- Heat your oven to 230℃ / fan 210℃. Place the diced butternut squash in a large roasting tin. Drizzle with olive oil, season generously with sea salt and freshly-ground black pepper and toss to coat.
- Roast for 30 minutes, or until almost cooked through and beginning to caramelise on the outside. Roasting the butternut squash separately lets you control its doneness and adds depth of flavour to the final dish.
- Meanwhile, place the spices in a small bowl and set aside. Heat a splash of olive oil in a large Dutch oven or saucepan over medium heat.
- Add the onion and season with sea salt and freshly-ground black pepper. Cook, stirring occasionally, until softened, around 5 minutes.
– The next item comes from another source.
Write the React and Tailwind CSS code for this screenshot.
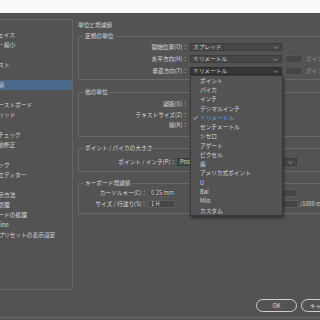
import React from "react";

const nav = [
  "一般", "インターフェイス", "表示の拡大・縮小", "テキスト", "高度なテキスト", "組版",
  "単位と増減値", "グリッド", "ガイドとペーストボード", "フレームグリッド", "辞書",
  "自動スペルチェック", "スペルの自動修正", "注釈", "変更のトラック", "ストーリーエディター",
  "表示画質", "ブラック表示方法", "ファイルの管理", "クリップボードの処理", "Publish Online",
  "フォントのプリセットの表示設定",
];

const units = [
  "ポイント", "パイカ", "インチ", "デシマルインチ", "ミリメートル", "センチメートル", "シセロ",
  "アゲート", "ピクセル", "歯", "アメリカ式ポイント", "U", "Bai", "Mils", "カスタム",
];

function Chevron() {
  return (
    <svg width="5" height="3" viewBox="0 0 5 3" className="ml-auto mr-[3px] shrink-0">
      <path d="M0.5 0.5 L2.5 2.5 L4.5 0.5" fill="none" stroke="#a0a0a0" strokeWidth="0.8" />
    </svg>
  );
}

function Select({ value, open, className }) {
  return (
    <div
      className={`flex items-center h-[8px] pl-[2px] border shrink-0 whitespace-nowrap overflow-hidden ${
        open ? "bg-[#363636] border-[#2e2e2e]" : "bg-[#464646] border-[#3c3c3c]"
      } ${className}`}
    >
      <span>{value}</span>
      <Chevron />
    </div>
  );
}

function Input({ value, className }) {
  return (
    <div className={`flex items-center h-[8px] pl-[2px] border bg-[#464646] border-[#5c5c5c] shrink-0 ${className}`}>
      {value}
    </div>
  );
}

function Group({ title, className, children }) {
  return (
    <fieldset className={`border border-[#686868] ${className}`}>
      <legend className="ml-[5px] px-[1px] leading-[8px]">{title}</legend>
      {children}
    </fieldset>
  );
}

function Row({ label, w, children }) {
  return (
    <div className="flex items-center h-[8px] whitespace-nowrap">
      <span className={`${w} text-right shrink-0`}>{label}</span>
      {children}
    </div>
  );
}

export default function App() {
  return (
    <div className="relative w-[320px] h-[320px] overflow-hidden bg-[#535353] text-[#dadada] text-[5.7px] leading-none font-['Noto_Sans_CJK_JP','Noto_Sans',sans-serif] flex flex-col">
      <div className="h-[13px] bg-[#fafafa] shrink-0" />

      <div className="flex pt-[6px] shrink-0">
        <div className="ml-[-40px] w-[113px] h-[271px] shrink-0 border border-[#646464]">
          {nav.map((n, i) => (
            <div
              key={i}
              className={`h-[10px] leading-[10px] pl-[9px] whitespace-nowrap ${i === 6 ? "bg-[#4a6a8b]" : ""}`}
            >
              {n}
            </div>
          ))}
        </div>

        <div className="ml-[5px] w-[260px] shrink-0 pt-[1px]">
          <div className="h-[10px] leading-[10px] mb-[2px]">単位と増減値</div>

          <Group title="定規の単位">
            <div className="flex flex-col gap-[4px] pt-[3px] pb-[4px]">
              <Row label="開始位置(O)：" w="w-[109px]">
                <Select value="スプレッド" className="ml-[2px] w-[92px]" />
              </Row>
              <Row label="水平方向(H)：" w="w-[109px]">
                <Select value="ミリメートル" className="ml-[2px] w-[92px]" />
                <Input className="ml-[3px] w-[18px] bg-[#4e4e4e] border-[#575757]" />
                <span className="ml-[3px] text-[#8e8e8e]">ポイント</span>
              </Row>
              <Row label="垂直方向(T)：" w="w-[109px]">
                <Select value="ミリメートル" open className="ml-[2px] w-[92px]" />
                <Input className="ml-[3px] w-[18px] bg-[#4e4e4e] border-[#575757]" />
                <span className="ml-[3px] text-[#8e8e8e]">ポイント</span>
              </Row>
            </div>
          </Group>

          <Group title="他の単位" className="mt-[8px]">
            <div className="flex flex-col gap-[2.5px] pt-[4px] pb-[7px]">
              <Row label="組版(G)：" w="w-[109px]">
                <Select value="ポイント" className="ml-[2px] w-[92px]" />
              </Row>
              <Row label="テキストサイズ(Z)：" w="w-[109px]">
                <Select value="ポイント" className="ml-[2px] w-[92px]" />
              </Row>
              <Row label="線(K)：" w="w-[109px]">
                <Select value="ポイント" className="ml-[2px] w-[92px]" />
              </Row>
            </div>
          </Group>

          <Group title="ポイント / パイカの大きさ" className="mt-[7px]">
            <div className="flex flex-col pt-[6px] pb-[5px]">
              <Row label="ポイント / インチ(P)：" w="w-[97px]">
                <Select value="PostScript (72 pt/インチ)" className="ml-[1px] w-[120px]" />
              </Row>
            </div>
          </Group>

          <Group title="キーボード増減値" className="mt-[7px]">
            <div className="flex flex-col gap-[3px] pt-[2px] pb-[5px]">
              <Row label="カーソルキー(C)：" w="w-[68px]">
                <Input value="0.25 mm" className="ml-[1px] w-[27px]" />
                <span className="w-[81px] text-right shrink-0">ベースライン(B)：</span>
                <Input value="2 pt" className="ml-[2px] w-[40px] pl-[3px]" />
              </Row>
              <Row label="サイズ / 行送り(S)：" w="w-[68px]">
                <Input value="1 H" className="ml-[1px] w-[27px]" />
                <span className="w-[81px] text-right shrink-0">トラッキング(K)：</span>
                <Input value="20" className="ml-[2px] w-[40px] pl-[3px]" />
                <span className="ml-[2px]">/1000 em</span>
              </Row>
            </div>
          </Group>
        </div>
      </div>

      <div className="flex gap-[4px] pl-[256px] mt-[9px] h-[13px] shrink-0">
        <div className="w-[41px] h-[13px] shrink-0 rounded-full border-[1.5px] border-[#cfcfcf] flex items-center justify-center">
          OK
        </div>
        <div className="w-[46px] h-[13px] shrink-0 rounded-full border-[1.5px] border-[#cfcfcf] flex items-center justify-center">
          キャンセル
        </div>
      </div>
      <div className="mt-[5px] h-[1px] bg-[#6c6c6c] shrink-0" />

      <div className="absolute left-[190px] top-[75px] w-[93px] bg-[#535353] border border-[#3a3a3a] shadow-[1px_2px_3px_rgba(0,0,0,0.45)]">
        {units.map((u, i) => (
          <div key={i} className="flex items-center h-[9.27px] pl-[2px] whitespace-nowrap">
            <span className="w-[7px] shrink-0 flex items-center">
              {i === 4 && (
                <svg width="5" height="4" viewBox="0 0 5 4">
                  <path d="M0.4 2 L1.8 3.4 L4.6 0.4" fill="none" stroke="#dcdcdc" strokeWidth="0.8" />
                </svg>
              )}
            </span>
            <span className={i === 4 ? "text-[#58a2ee]" : ""}>{u}</span>
          </div>
        ))}
      </div>
    </div>
  );
}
- Add the garlic and cook for 1 minute, stirring constantly, then add the rose harissa paste and spices and cook for a further 30 seconds. The short cooking time will ensure that you don’t burn the spices, which would make them, and thus the whole dish, bitter.
- Add the tinned tomatoes, vegetable stock, chickpeas and prunes. Season generously with sea salt and freshly-ground black pepper and stir to combine. Increase the heat to medium-high and bring to a simmer. Reduce the heat to low, cover and simmer for 50 minutes, stirring occasionally.
- Add the roasted butternut squash and stir to combine. Simmer on low for a further 10 minutes.
- Remove the saucepan from the heat and stir in the fresh coriander. Adjust the salt level, to your liking, then serve with your favourite side and enjoy!